US Army 'Construction Surge' in Afghanistan

By SOP newswire

KABUL (AFP) - A US army "construction surge" in Afghanistan next year worth nearly two-billion dollars will go mainly on infrastructure for the growing army and police, the chief of engineers said Thursday.

The amount planned for next year is up on the 2.8-billion dollars spent between 2003 and 2007 by the US Army Corps of Engineers.

About 75 percent of next year's allocation would go towards building facilities for the Afghan security forces on which the country depends, the head of the corps, Lieutenant General Robert L. Van Antwerp, told reporters.

The 228 US army engineers in Afghanistan were also building roads and surveying dams for use to provide power, irrigation and drinking water, he said after a short visit to Afghanistan.

"In 2008 the corps of engineers is planning a construction surge through Afghanistan costing nearly two-billion dollars," a statement on his visit said.

The corps, which in Afghanistan is 70 percent civilian, has already built nine brigade bases for the Afghan National Army that include barracks, dining facilities, power supplies and sewage treatment facilities.

It also built a 37-million-dollar bridge between Tajikistan and Afghanistan that was opened in August.
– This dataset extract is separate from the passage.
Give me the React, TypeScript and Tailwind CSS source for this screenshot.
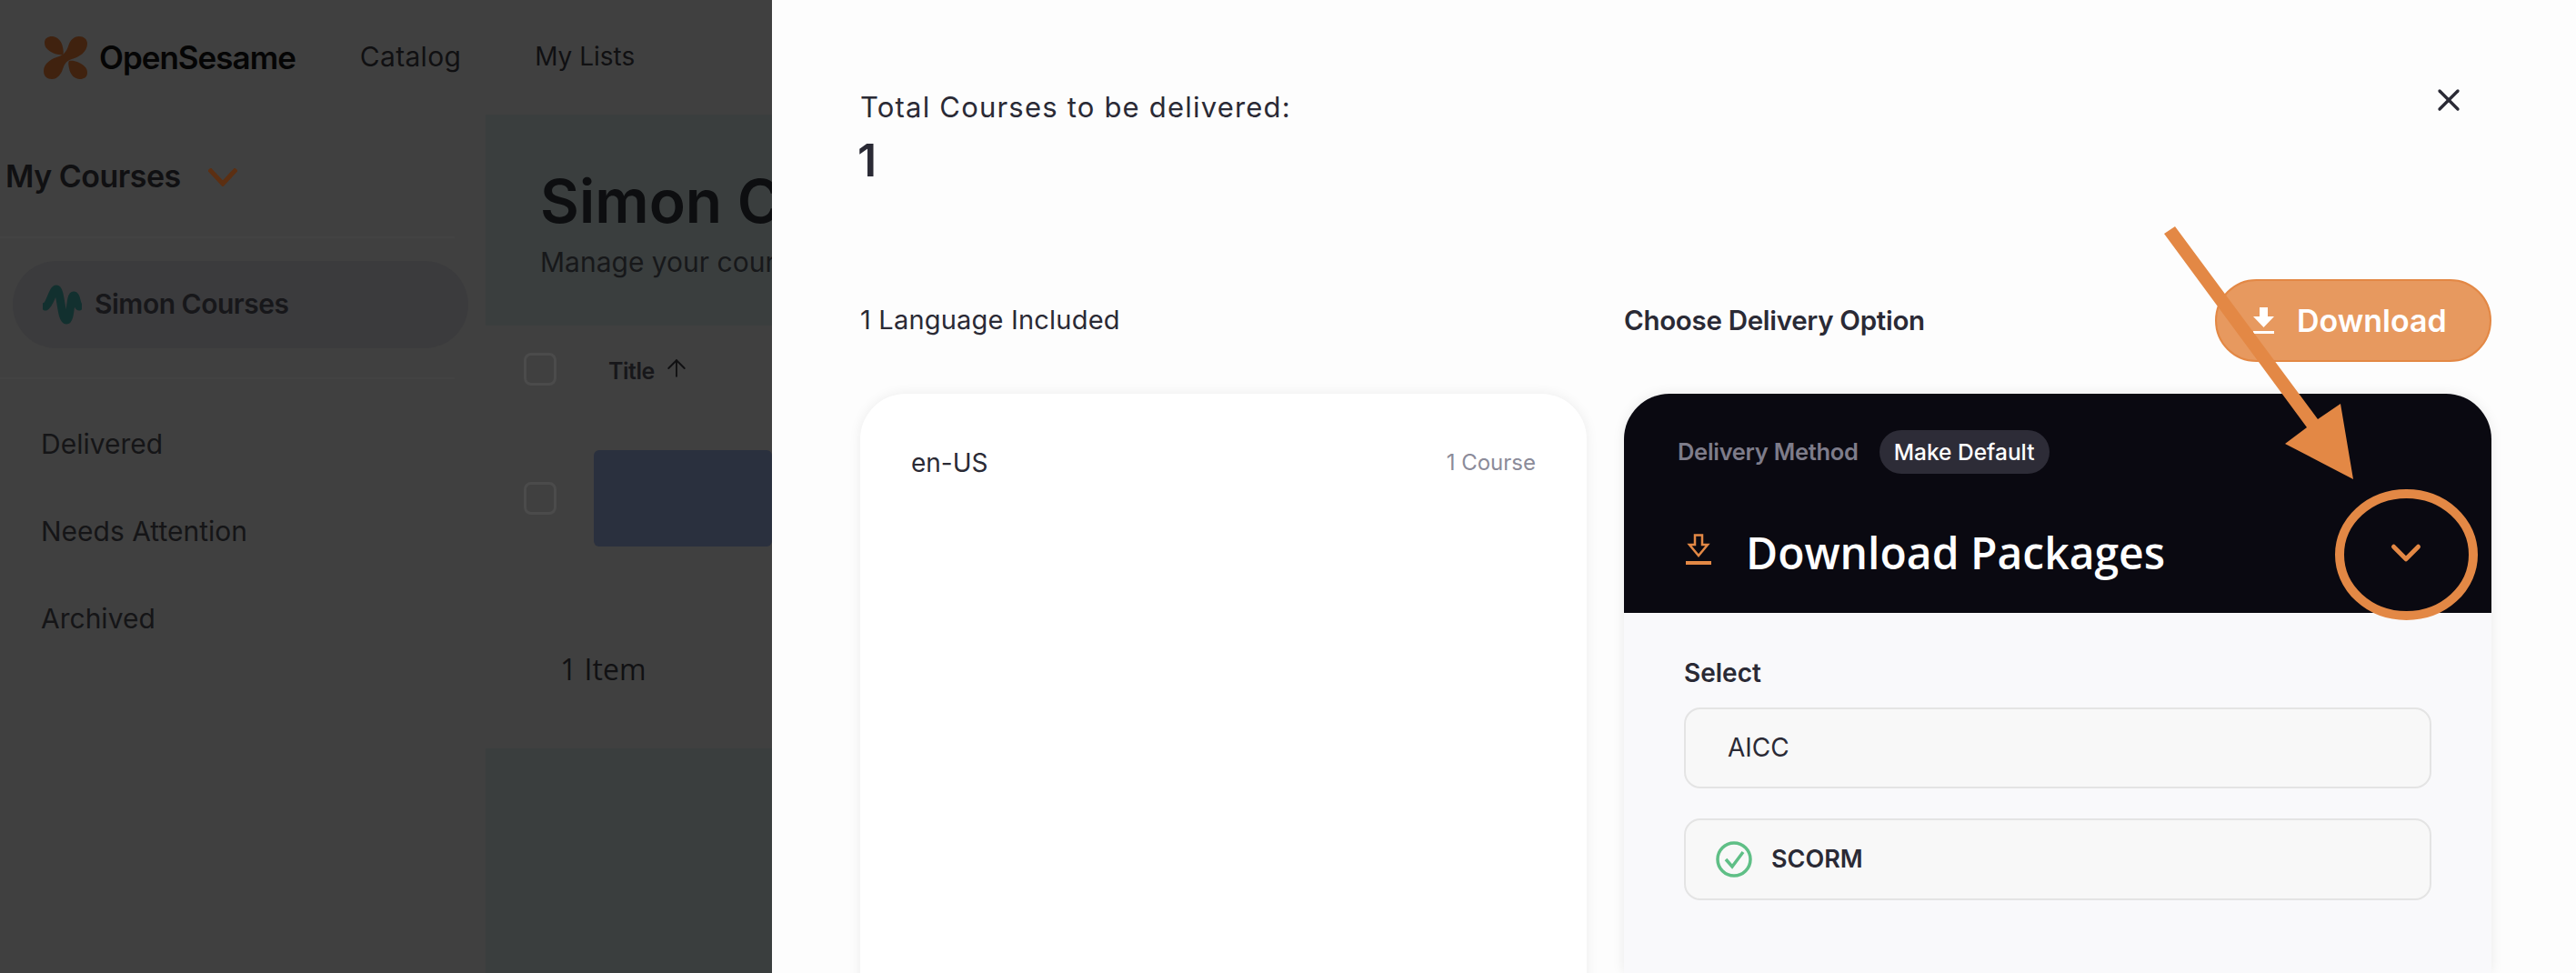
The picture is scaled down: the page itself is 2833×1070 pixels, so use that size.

The aim is "getting the country on its feet," Van Antwerp said. "We have got a country that has been at war for 30 years and that has taken its toll."

The growth of the Afghan army and police was particularly important.

"If people aren't afraid to go to market, if they aren't afraid to have a bazaar, then you start to get the freedom that enables people to be entrepreneurs," he said.

The United States led the invasion that toppled the Taliban government in late 2001 weeks after the 9/11 attacks by Al-Qaeda, which then had training camps in Afghanistan.

It is the country's main supporter as it battles a Taliban-led insurgency that has been its deadliest this year.

Washington in January announced 10.6-billion dollars in aid over the next two years, of which 8.6-billion dollars was for training and equipping Afghan security forces and two billion for reconstruction.